Every line of the listing must be reproduced as it stands. Leave the images behind.
### INFORMATION PROVIDED
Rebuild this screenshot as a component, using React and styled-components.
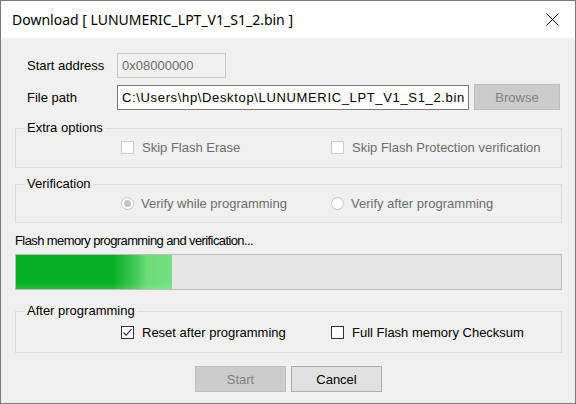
import React from 'react';
import styled, { createGlobalStyle } from 'styled-components';

const GlobalStyle = createGlobalStyle`
  html, body {
    margin: 0;
    padding: 0;
    background: #f0f0f0;
  }
  body {
    font-family: "Liberation Sans", Arial, sans-serif;
    font-size: 13px;
  }
`;

const Window = styled.div`
  width: 576px;
  height: 404px;
  box-sizing: border-box;
  border: 1px solid #7a7a7a;
  background: #f0f0f0;
  display: flex;
  flex-direction: column;
`;

const TitleBar = styled.div`
  height: 37px;
  flex: none;
  background: #ffffff;
  display: flex;
  align-items: center;
  padding-left: 11px;
`;

const Title = styled.span`
  font-family: "Noto Sans", "Open Sans", sans-serif;
  font-size: 14px;
  color: #000;
`;

const CloseButton = styled.div`
  margin-left: auto;
  width: 46px;
  height: 100%;
  display: flex;
  align-items: center;
  justify-content: center;
`;

const Body = styled.div`
  display: flex;
  flex-direction: column;
  padding: 0 13px 0 14px;
`;

const FieldRow = styled.div`
  display: flex;
  align-items: center;
  margin-top: ${p => p.$mt}px;
`;

const FieldLabel = styled.span`
  width: 90px;
  padding-left: 12px;
  color: #000;
  line-height: 15px;
`;

const TextBox = styled.div`
  box-sizing: border-box;
  width: ${p => p.$w}px;
  height: 25px;
  display: flex;
  align-items: center;
  padding-left: 4px;
  border: 1px solid ${p => (p.$disabled ? '#cccccc' : '#7a7a7a')};
  background: ${p => (p.$disabled ? '#f0f0f0' : '#ffffff')};
  color: ${p => (p.$disabled ? '#6d6d6d' : '#000')};
  letter-spacing: ${p => p.$spacing || 0}px;
  white-space: nowrap;
  overflow: hidden;
`;

const Button = styled.div`
  box-sizing: border-box;
  width: ${p => p.$w}px;
  height: 26px;
  margin-left: ${p => p.$ml || 0}px;
  display: flex;
  align-items: center;
  justify-content: center;
  border: 1px solid ${p => (p.$disabled ? '#bfbfbf' : '#adadad')};
  background: ${p => (p.$disabled ? '#cccccc' : '#e1e1e1')};
  color: ${p => (p.$disabled ? '#838383' : '#000')};
`;

const GroupBox = styled.section`
  margin-top: ${p => p.$mt}px;
  padding: 0 0 ${p => p.$pb}px;
  border: 1px solid #dcdcdc;
`;

const GroupTitle = styled.div`
  display: table;
  margin: -9px 0 ${p => p.$gap}px 9px;
  padding: 0 2px;
  line-height: 16px;
  background: #f0f0f0;
  color: #000;
`;

const OptionRow = styled.div`
  display: flex;
  padding-left: 105px;
`;

const Option = styled.label`
  flex: ${p => (p.$last ? '1 1 0' : '0 0 210px')};
  min-width: 0;
  display: flex;
  align-items: center;
  gap: ${p => p.$gap || 8}px;
  line-height: 15px;
  color: ${p => (p.$disabled ? '#6d6d6d' : '#000')};
  white-space: nowrap;
`;

const StatusText = styled.div`
  margin-top: 10px;
  line-height: 15px;
  letter-spacing: -0.6px;
  color: #000;
`;

const ProgressTrack = styled.div`
  box-sizing: border-box;
  margin-top: 6px;
  height: 36px;
  border: 1px solid #bcbcbc;
  background: #e6e6e6;
`;

const ProgressFill = styled.div`
  height: 100%;
  background:
    linear-gradient(to bottom, rgba(255,255,255,0) 80%, rgba(255,255,255,0.12) 100%),
    linear-gradient(to right, #06b025 0%, #06b025 62%, #3fc955 76%, #6bdc78 84%, #74e080 100%);
`;

const ButtonBar = styled.div`
  display: flex;
  justify-content: center;
  gap: 5px;
  margin-top: 13px;
`;

const CheckBox = ({ checked, disabled }) => (
  <svg width="13" height="13" viewBox="0 0 13 13">
    <rect x="0.5" y="0.5" width="12" height="12" fill="#fff" stroke={disabled ? '#cccccc' : '#333333'} />
    {checked && (
      <path d="M2.5 6.5 L5.2 9.2 L10.5 3.2" fill="none" stroke="#333" strokeWidth="1.2" />
    )}
  </svg>
);

const Radio = ({ checked }) => (
  <svg width="13" height="13" viewBox="0 0 13 13">
    <circle cx="6.5" cy="6.5" r="6" fill="#fff" stroke="#c4c4c4" />
    {checked && <circle cx="6.5" cy="6.5" r="3.5" fill="#c4c4c4" />}
  </svg>
);

const progress = 157 / 547;

export default function App() {
  return (
    <>
      <GlobalStyle />
      <Window>
        <TitleBar>
          <Title>Download [ LUNUMERIC_LPT_V1_S1_2.bin ]</Title>
          <CloseButton>
            <svg width="13" height="13" viewBox="0 0 13 13">
              <path d="M0.5 0.5 L12.5 12.5 M12.5 0.5 L0.5 12.5" stroke="#000" strokeWidth="1" />
            </svg>
          </CloseButton>
        </TitleBar>
        <Body>
          <FieldRow $mt={15}>
            <FieldLabel>Start address</FieldLabel>
            <TextBox $w={109} $disabled>0x08000000</TextBox>
          </FieldRow>
          <FieldRow $mt={6}>
            <FieldLabel>File path</FieldLabel>
            <TextBox $w={352} $spacing={0.65}>C:\Users\hp\Desktop\LUNUMERIC_LPT_V1_S1_2.bin</TextBox>
            <Button $w={86} $ml={5} $disabled>Browse</Button>
          </FieldRow>

          <GroupBox $mt={18} $pb={12}>
            <GroupTitle $gap={4}>Extra options</GroupTitle>
            <OptionRow>
              <Option $disabled>
                <CheckBox disabled />
                Skip Flash Erase
              </Option>
              <Option $disabled $last>
                <CheckBox disabled />
                Skip Flash Protection verification
              </Option>
            </OptionRow>
          </GroupBox>

          <GroupBox $mt={16} $pb={11}>
            <GroupTitle $gap={4}>Verification</GroupTitle>
            <OptionRow>
              <Option $disabled $gap={7}>
                <Radio checked />
                Verify while programming
              </Option>
              <Option $disabled $gap={7} $last>
                <Radio />
                Verify after programming
              </Option>
            </OptionRow>
          </GroupBox>

          <StatusText>Flash memory programming and verification...</StatusText>
          <ProgressTrack>
            <ProgressFill style={{ width: `${progress * 100}%` }} />
          </ProgressTrack>

          <GroupBox $mt={21} $pb={12}>
            <GroupTitle $gap={6}>After programming</GroupTitle>
            <OptionRow>
              <Option>
                <CheckBox checked />
                Reset after programming
              </Option>
              <Option $last>
                <CheckBox />
                Full Flash memory Checksum
              </Option>
            </OptionRow>
          </GroupBox>

          <ButtonBar>
            <Button $w={91} $disabled>Start</Button>
            <Button $w={91}>Cancel</Button>
          </ButtonBar>
        </Body>
      </Window>
    </>
  );
}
######
**COMPLETE RESPONSE**
Rebuild this screenshot as a component, using React and styled-components.
import React from 'react';
import styled, { createGlobalStyle } from 'styled-components';

const GlobalStyle = createGlobalStyle`
  html, body {
    margin: 0;
    padding: 0;
    background: #f0f0f0;
  }
  body {
    font-family: "Liberation Sans", Arial, sans-serif;
    font-size: 13px;
  }
`;

const Window = styled.div`
  width: 576px;
  height: 404px;
  box-sizing: border-box;
  border: 1px solid #7a7a7a;
  background: #f0f0f0;
  display: flex;
  flex-direction: column;
`;

const TitleBar = styled.div`
  height: 37px;
  flex: none;
  background: #ffffff;
  display: flex;
  align-items: center;
  padding-left: 11px;
`;

const Title = styled.span`
  font-family: "Noto Sans", "Open Sans", sans-serif;
  font-size: 14px;
  color: #000;
`;

const CloseButton = styled.div`
  margin-left: auto;
  width: 46px;
  height: 100%;
  display: flex;
  align-items: center;
  justify-content: center;
`;

const Body = styled.div`
  display: flex;
  flex-direction: column;
  padding: 0 13px 0 14px;
`;

const FieldRow = styled.div`
  display: flex;
  align-items: center;
  margin-top: ${p => p.$mt}px;
`;

const FieldLabel = styled.span`
  width: 90px;
  padding-left: 12px;
  color: #000;
  line-height: 15px;
`;

const TextBox = styled.div`
  box-sizing: border-box;
  width: ${p => p.$w}px;
  height: 25px;
  display: flex;
  align-items: center;
  padding-left: 4px;
  border: 1px solid ${p => (p.$disabled ? '#cccccc' : '#7a7a7a')};
  background: ${p => (p.$disabled ? '#f0f0f0' : '#ffffff')};
  color: ${p => (p.$disabled ? '#6d6d6d' : '#000')};
  letter-spacing: ${p => p.$spacing || 0}px;
  white-space: nowrap;
  overflow: hidden;
`;

const Button = styled.div`
  box-sizing: border-box;
  width: ${p => p.$w}px;
  height: 26px;
  margin-left: ${p => p.$ml || 0}px;
  display: flex;
  align-items: center;
  justify-content: center;
  border: 1px solid ${p => (p.$disabled ? '#bfbfbf' : '#adadad')};
  background: ${p => (p.$disabled ? '#cccccc' : '#e1e1e1')};
  color: ${p => (p.$disabled ? '#838383' : '#000')};
`;

const GroupBox = styled.section`
  margin-top: ${p => p.$mt}px;
  padding: 0 0 ${p => p.$pb}px;
  border: 1px solid #dcdcdc;
`;

const GroupTitle = styled.div`
  display: table;
  margin: -9px 0 ${p => p.$gap}px 9px;
  padding: 0 2px;
  line-height: 16px;
  background: #f0f0f0;
  color: #000;
`;

const OptionRow = styled.div`
  display: flex;
  padding-left: 105px;
`;

const Option = styled.label`
  flex: ${p => (p.$last ? '1 1 0' : '0 0 210px')};
  min-width: 0;
  display: flex;
  align-items: center;
  gap: ${p => p.$gap || 8}px;
  line-height: 15px;
  color: ${p => (p.$disabled ? '#6d6d6d' : '#000')};
  white-space: nowrap;
`;

const StatusText = styled.div`
  margin-top: 10px;
  line-height: 15px;
  letter-spacing: -0.6px;
  color: #000;
`;

const ProgressTrack = styled.div`
  box-sizing: border-box;
  margin-top: 6px;
  height: 36px;
  border: 1px solid #bcbcbc;
  background: #e6e6e6;
`;

const ProgressFill = styled.div`
  height: 100%;
  background:
    linear-gradient(to bottom, rgba(255,255,255,0) 80%, rgba(255,255,255,0.12) 100%),
    linear-gradient(to right, #06b025 0%, #06b025 62%, #3fc955 76%, #6bdc78 84%, #74e080 100%);
`;

const ButtonBar = styled.div`
  display: flex;
  justify-content: center;
  gap: 5px;
  margin-top: 13px;
`;

const CheckBox = ({ checked, disabled }) => (
  <svg width="13" height="13" viewBox="0 0 13 13">
    <rect x="0.5" y="0.5" width="12" height="12" fill="#fff" stroke={disabled ? '#cccccc' : '#333333'} />
    {checked && (
      <path d="M2.5 6.5 L5.2 9.2 L10.5 3.2" fill="none" stroke="#333" strokeWidth="1.2" />
    )}
  </svg>
);

const Radio = ({ checked }) => (
  <svg width="13" height="13" viewBox="0 0 13 13">
    <circle cx="6.5" cy="6.5" r="6" fill="#fff" stroke="#c4c4c4" />
    {checked && <circle cx="6.5" cy="6.5" r="3.5" fill="#c4c4c4" />}
  </svg>
);

const progress = 157 / 547;

export default function App() {
  return (
    <>
      <GlobalStyle />
      <Window>
        <TitleBar>
          <Title>Download [ LUNUMERIC_LPT_V1_S1_2.bin ]</Title>
          <CloseButton>
            <svg width="13" height="13" viewBox="0 0 13 13">
              <path d="M0.5 0.5 L12.5 12.5 M12.5 0.5 L0.5 12.5" stroke="#000" strokeWidth="1" />
            </svg>
          </CloseButton>
        </TitleBar>
        <Body>
          <FieldRow $mt={15}>
            <FieldLabel>Start address</FieldLabel>
            <TextBox $w={109} $disabled>0x08000000</TextBox>
          </FieldRow>
          <FieldRow $mt={6}>
            <FieldLabel>File path</FieldLabel>
            <TextBox $w={352} $spacing={0.65}>C:\Users\hp\Desktop\LUNUMERIC_LPT_V1_S1_2.bin</TextBox>
            <Button $w={86} $ml={5} $disabled>Browse</Button>
          </FieldRow>

          <GroupBox $mt={18} $pb={12}>
            <GroupTitle $gap={4}>Extra options</GroupTitle>
            <OptionRow>
              <Option $disabled>
                <CheckBox disabled />
                Skip Flash Erase
              </Option>
              <Option $disabled $last>
                <CheckBox disabled />
                Skip Flash Protection verification
              </Option>
            </OptionRow>
          </GroupBox>

          <GroupBox $mt={16} $pb={11}>
            <GroupTitle $gap={4}>Verification</GroupTitle>
            <OptionRow>
              <Option $disabled $gap={7}>
                <Radio checked />
                Verify while programming
              </Option>
              <Option $disabled $gap={7} $last>
                <Radio />
                Verify after programming
              </Option>
            </OptionRow>
          </GroupBox>

          <StatusText>Flash memory programming and verification...</StatusText>
          <ProgressTrack>
            <ProgressFill style={{ width: `${progress * 100}%` }} />
          </ProgressTrack>

          <GroupBox $mt={21} $pb={12}>
            <GroupTitle $gap={6}>After programming</GroupTitle>
            <OptionRow>
              <Option>
                <CheckBox checked />
                Reset after programming
              </Option>
              <Option $last>
                <CheckBox />
                Full Flash memory Checksum
              </Option>
            </OptionRow>
          </GroupBox>

          <ButtonBar>
            <Button $w={91} $disabled>Start</Button>
            <Button $w={91}>Cancel</Button>
          </ButtonBar>
        </Body>
      </Window>
    </>
  );
}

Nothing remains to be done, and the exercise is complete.